Oriana Chorale directed by Dan Walker. Photo: Peter Hislop.

Music /  “Midsummer”, The Oriana Chorale. At Yhuuramulum (Canberra Girls Grammar School Lakeside facility), December 10. Reviewed by GRAHAM MCDONALD.

FORSAKING the common habit of local musical ensembles to focus on Christmas music at this time of the year, the Oriana Chorale under director Dan Walker chose a concert program themed around midsummer as their final offering this year.

It was a diverse mix of very old and much newer music, grouped into three blocks with the first more modern interpretations of the idea of midsummer as a time of relaxation, the second loosely based around Shakespeare’s “A Midsummer Night’s Dream” and the third section of songs about marriage. The venue was a large open space on the water’s edge in Yarralumla, with windows overlooking the water, part rowing shed and part teaching facility.

The concert opened with a chant in honour of St John the Baptist written a 1000 years ago followed by the setting of a Michael Leunig poem by NZ-born composer Clare Maclean. These were followed by two wordless songs by early 20th century English composer Frederick Delius, another contemporary work by Australian Iain Grandage and an arrangement by Walker of George Gershwin’s “Summertime”, which cleverly avoided all the usual choral cliches.

Oriana Chorale. Photo: Peter Hislop.

The second set of songs included “Lullaby” by Finnish composer Jaakko Mantyjarvi, which went in lots of unexpected directions with hints of jazz and folk harmonies. This preceded a setting of “Shall I Compare You to a Summer’s Day” from English composer John Rutter and a sprightly song by Ralph Vaughan Williams based, like “Lullaby”, on a fragment of text from “A Midsummer’s Night Dream.”
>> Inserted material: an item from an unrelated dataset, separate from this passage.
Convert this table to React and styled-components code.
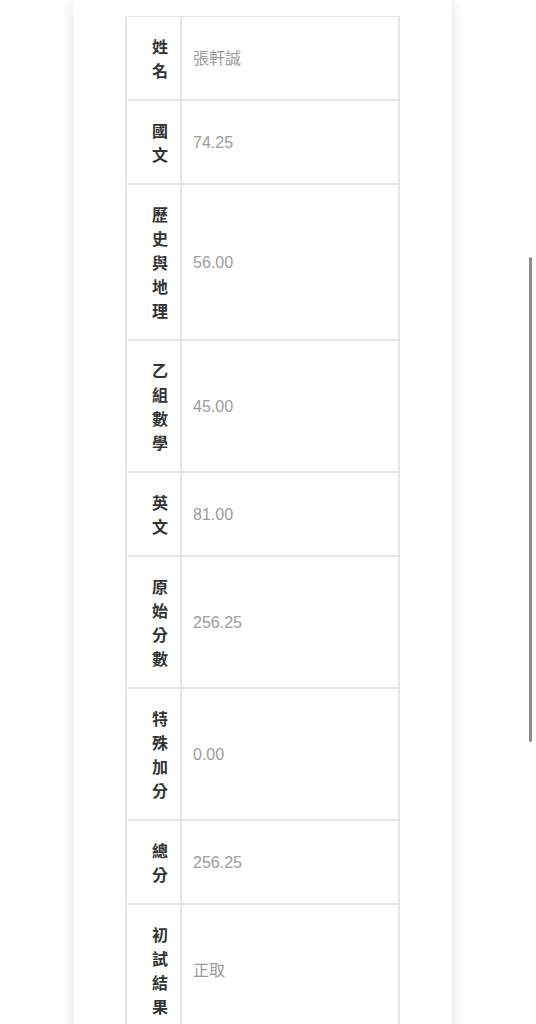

The final four songs continued in the same sort of varied combinations starting with a song by the 12th century German Abbess Hildegard von Bingen and then a complex Finnish wedding song in the “yoik” style of songs of the far-northern Sami people. The choir then arranged themselves across the front and down the sides of the space for the final two songs, a very pretty piece called “The Wedding” by American composer Eric Whitacre and a song in a dance rhythm from Henry Purcell’s “The Fairy Queen” with an instrumental break on massed kazoos in the middle.

This was a pleasant way to spend an hour on a late Saturday afternoon.